Ce n’est donc pas chose inconcevable que, pour dire le fait du centurion abordant Notre-Seigneur par l’intermédiaire de ses amis, Matthieu ait pu dire sous une forme abrégée que le vulgaire peut comprendre : « Un centurion s’approcha de lui. » Bien plus, il ne faut pas considérer négligemment la profondeur de cette locution mystique du saint Évangile, qui rappelle ce qui est écrit dans le Psaume : « Approchez-vous de lui et soyez illuminés » (Ps 33, 5).

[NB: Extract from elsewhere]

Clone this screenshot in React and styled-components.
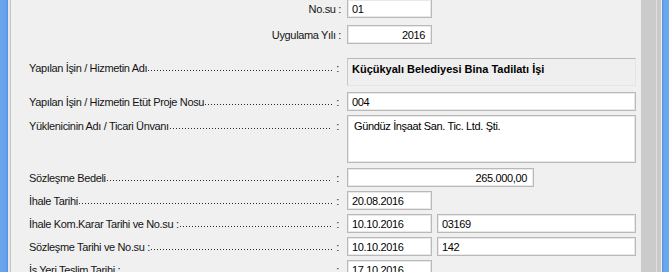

La foi du centurion qui l’a fait s’approcher de Jésus a été si hautement louée par le Seigneur qu’il en a dit : « Je n’ai pas encore trouvé si grande foi en Israël. » De là vient que l’’Évangéliste, en son prudent langage, a voulu nous dire que le centurion s’était approché plus près de Jésus, que les amis par lesquels il avait envoyé son message.

Saint Augustin, Le consensus des évangélistes, livre 2, leçons des matines.

Le mot « perventores » est précédé d’une répétition du verbe pervenire qui a hélas disparu dans la traduction (c’est ainsi que les traducteurs qui croient qu’il faut éliminer les répétitions pour faire une traduction élégante trahissent les textes) :

Non solum enim dícere solémus, accessísse áliquem étiam ántequam pervéniat illuc, quo dícitur accessísse : unde étiam dicimus : Parum accéssit, vel multum accéssit eo, quo áppetit perveníre : verum étiam ipsam perventiónem cuius adipiscéndi causa accéditur, dícimus plerúmque factam, etsi eum, ad quem pérvenit, non vídeat ille qui pérvenit, cum per amícum pérvenit ad áliquem, cuius ei favor est necessárius. Quod ita ténuit consuetúdo, ut iam étiam vulgo perventóres appelléntur, qui poténtium quorúmlibet tamquam inaccessíbiles ánimos, per conveniéntium personárum interpositiónem, ambitiónis arte pertíngunt.